According to Holder, a total of 12 cohortes Delmatarum appear to have been raised after the suppression of the Illyrian revolt in two series, of 7 and 5 respectively. All these units were in existence by the time of emperor Claudius (r. 41-54) Of these, 9 appear to have survived into the 2nd century.

The regiment was probably raised by founder-emperor Augustus (r. 30 BC - AD 14) after 9 AD. It was certainly in existence by the time of Claudius (r. 41-54). It is unclear why two cohortes Delmatarum were given the same number V: this regiment and another V Delmatarum in Germania Superior). Spaul suggests the regiment in Mauretania may be the cohors I Liburnorum, renamed. The regiment first appears in the datable epigraphic record in AD 88 in Mauretania Tingitana. It was still there in 158, the time of its last datable inscription.

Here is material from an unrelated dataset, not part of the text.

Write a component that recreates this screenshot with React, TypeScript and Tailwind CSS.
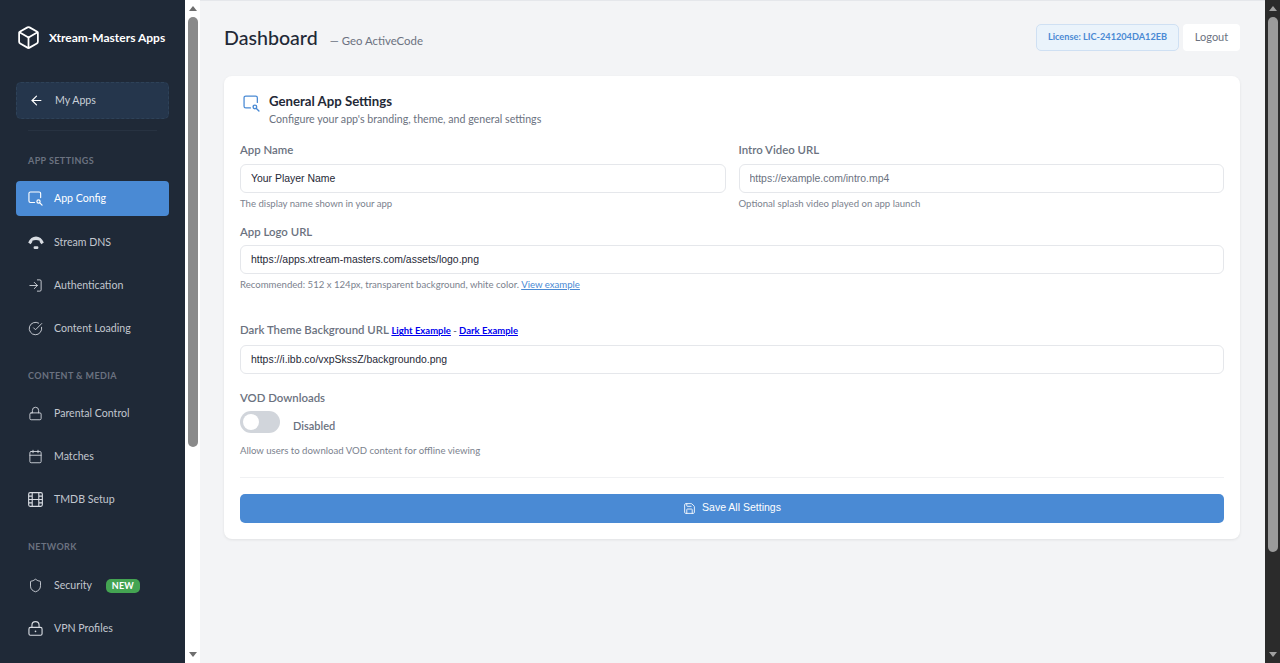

Apart from diplomas, there is no epigraphic evidence for this unit. The regiment's title c.R. first appears in a diploma of 122. The honorific title civium Romanorum (c.R. for short) was normally awarded by the emperor for valour to an auxiliary regiment as a whole. The award would include the grant of Roman citizenship to all the regiment's men, but not to subsequent recruits to the regiment. The regiment, however, would retain the prestigious title in perpetuity. (N.B. Until 212, only a minority of the empire's inhabitants (inc. all Italians) held full Roman citizenship. The rest were denoted peregrini, a second-class status. Since the legions admitted only citizens, peregrini could only enlist in the auxilia. Citizenship carried a number of tax and other privileges and was highly sought after. It could be earned by serving in the auxilia for the minimum 25-year term.